There are as many possibilities as there are people to consider them. Human habit demands that we debase thought that doesn't mesh with our own. The end result is that instead of a unified community working for a common goal, we settle into our musty desk chairs to cast our displeasures.

If there is one reason why the UFO community is so very non-community oriented, this has to be it. The foundations of genuine thought... regardless of how it agrees (or not) with our own, is smashed to bits before it can get off the ground.

We are, as in all things with human culture, our own worst enemies.

Don Maor said...

Paul said:
"You are of course free to reject whatever you want, but there is no basis in logic or science for your rejection. Indeed, much of the "science" that the aliens supposedly use is already available to us".

This last one is also rejected. Why?. Reported alien technology/habilities includes walking trough walls, levitating people and objects, make hybrids that are half human and half alien, aliens that eat no food, aliens that have telepathic habilities/techonology, paralizing habilities/technology, etc. As long as I know, we do not have such powers.

Other rejected ideas:

The notion of Jacobs and Hopkins ,in some way, any way, "beating" the aliens. Rejected.

The notion of a known mathematical parallel/relationship between alien space travel technology and alien neurocience techonology. Rejected.
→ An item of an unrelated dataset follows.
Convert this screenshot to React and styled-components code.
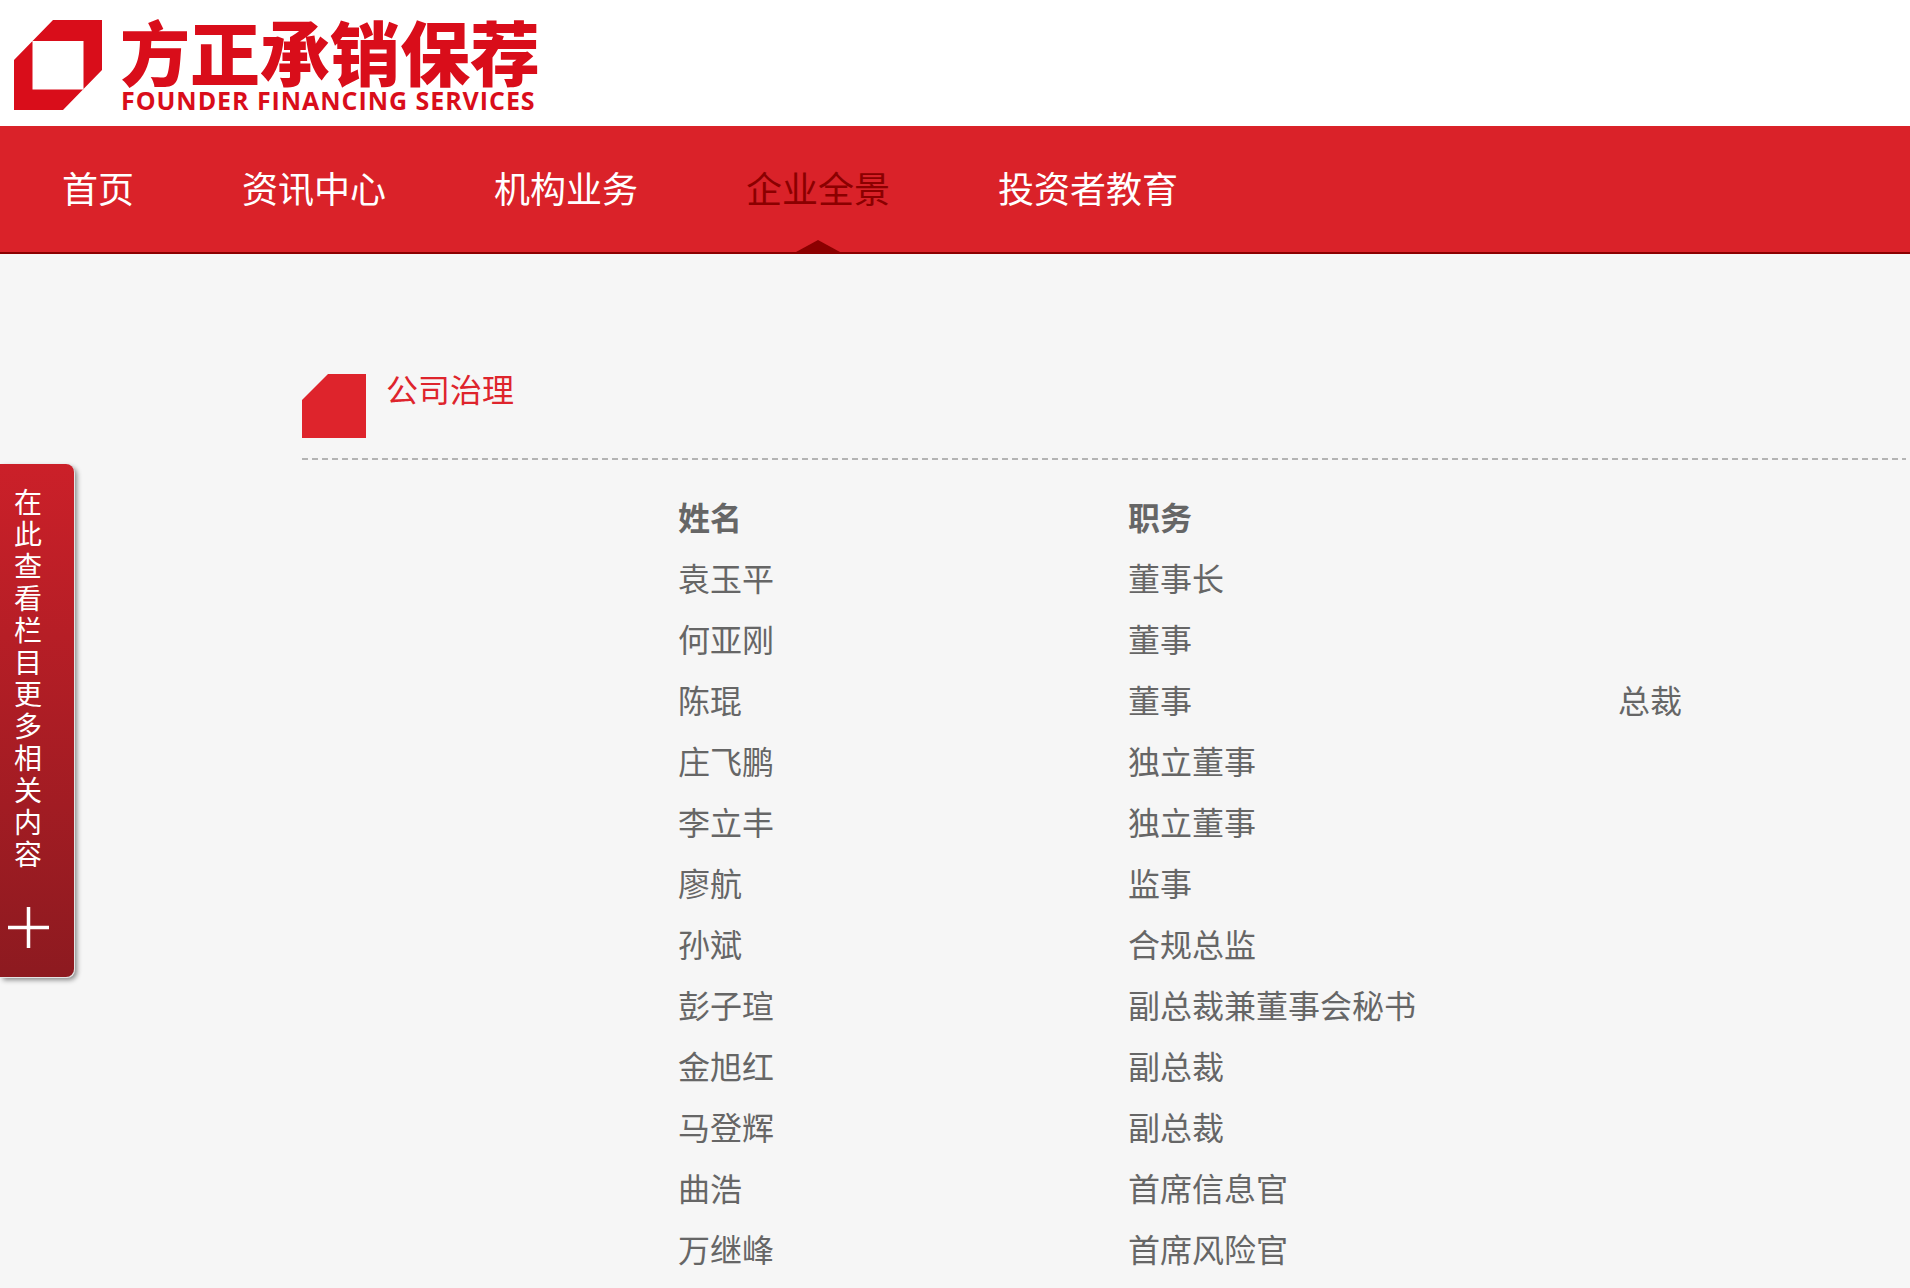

Paul's notion of arbitrarily picking one scenario, out of 20 possible ones, and say that since the selected scenario is laughable, therefore abduction ETH sucks. Rejected.

Mauricio

qraal said...

Of course there's nothing wrong with the idea that ETIs can induce whatever hallucinations they wish via direct neural feeds, whenever they feel the urge to screw with our brains. Consider the bizarre experiments we do on lesser mammals with single neuron triggering and micro-electrode implantation etc etc. Throw advanced nano-tech into the mix of possibilities and there's every possibility of micro-probes which objective observers need never to be aware of.